Sobre Maria Valéria Rezende
Nasceu em 1942, em Santos, em uma família de escritores e artistas santistas e mineiros, e vive na Paraíba desde 1976. Conheceu Paulo Freire e sua obra aos 18 anos e desde então dedicou-se à Educação Popular, em diferentes regiões do Brasil e no exterior. Publicou seu primeiro livro de ficção às vésperas de completar 60 anos. Desde então publicou mais de 20 livros para crianças, jovens e adultos, recebendo vários prêmios (Jabuti, São Paulo, Oceanos, Biblioteca Nacional, Casa de las Americas, etc).

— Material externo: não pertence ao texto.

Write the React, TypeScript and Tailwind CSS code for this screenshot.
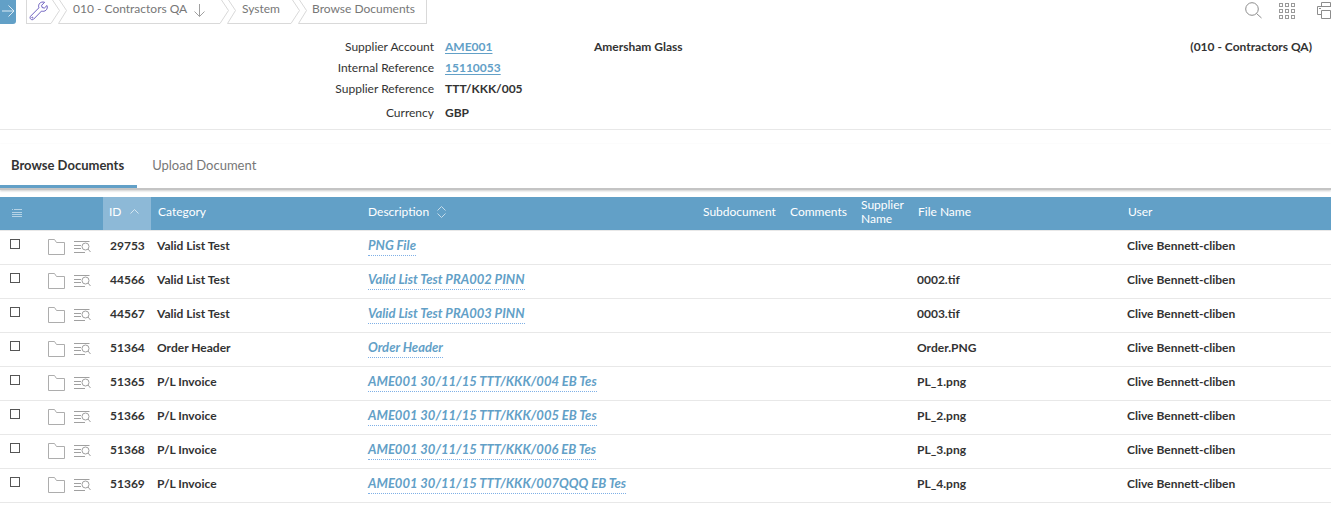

Tem obras traduzidas e publicadas na França, Espanha, Itália, Portugal, Argentina, República Dominicana, China, Inglaterra e Rússia.
Sobre Lilian de Lima
Atriz, cantora, dramaturga e preparadora vocal, Lilian de Lima é formada em Interpretação pela Escola de Arte Dramática ECA/USP e em Expressão Vocal/Canto pelo Studio Voz em Movimento. No teatro, é fundadora do Núcleo Toada, com espetáculos como: “Trilogia Toadas Para João e Maria, O Amor Segundo Chico Buarque” e o musical “Pagu, Anjo Incorruptível”, entre outros. Integra a equipe artística de diversos coletivos teatrais e espetáculos da cidade de São Paulo.
Sobre Patrícia Gifford
Atriz, diretora e professora. Cofundadora da Cia São Jorge de Variedades que atua há 25 anos na cidade de São Paulo, com 10 espetáculos no seu repertório e extensa pesquisa registrada em artes cênicas. É professora na Escola Livre de Teatro de Santo André e em diversas parcerias artísticas com outras companhias, sempre interessada em fomentar a pesquisa continuada de grupos de teatro com trabalho continuado e independentes.